В истории народов Запада вряд ли можно найти какие-либо рецепты, ибо российская ситуация достаточно уникальна. На пользу пойдет, скорее, отрицательный урок: какие идеи и методы не следует применять. Русские правые старательно пытались добыть за рубежом неизвестные ранее источники вдохновения. Все, что они недавно обнаружили, — это весьма многообещающие, но совершенно непригодные к употреблению идеи, которые достигли пика популярности в Германии в начале 30-х годов (до прихода к власти нацистов): кружок «Свершение», корпоративные школы, теории Карла Шмитта об авторитарной демократии и чрезвычайном положении, некоторые разновидности национал-большевизма. При этом следует помнить: в Германии 1930–1933 годов очень немногие ожидали, что спасение придет от церкви.

Различаются ли патриотизм и национализм лишь степенью любви к родине? Каждый любит или должен любить свое отечество, но опасен тот, кто приносит в жертву этой любви все остальные человеческие связи, ценности и обязательства.

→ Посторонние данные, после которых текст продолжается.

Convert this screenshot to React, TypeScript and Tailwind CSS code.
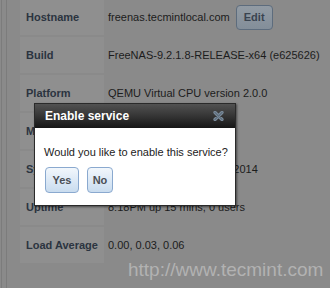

Идеи крайней правой не только безумны, но и порочны. Создавая образ несуществующего врага, они отвлекают энергию нации от преодоления реальных опасностей, от того, в чем действительно больше всего нуждается народ, — огромной работы по перестройке. Если идеи ультраправых возьмут верх, произойдет то, чего не смогли добиться ни Гитлер, ни Сталин, ни наследники Сталина, — полное разорение страны.

Хочется думать, что этого все же не случится: русский народ — не невежественное стадо.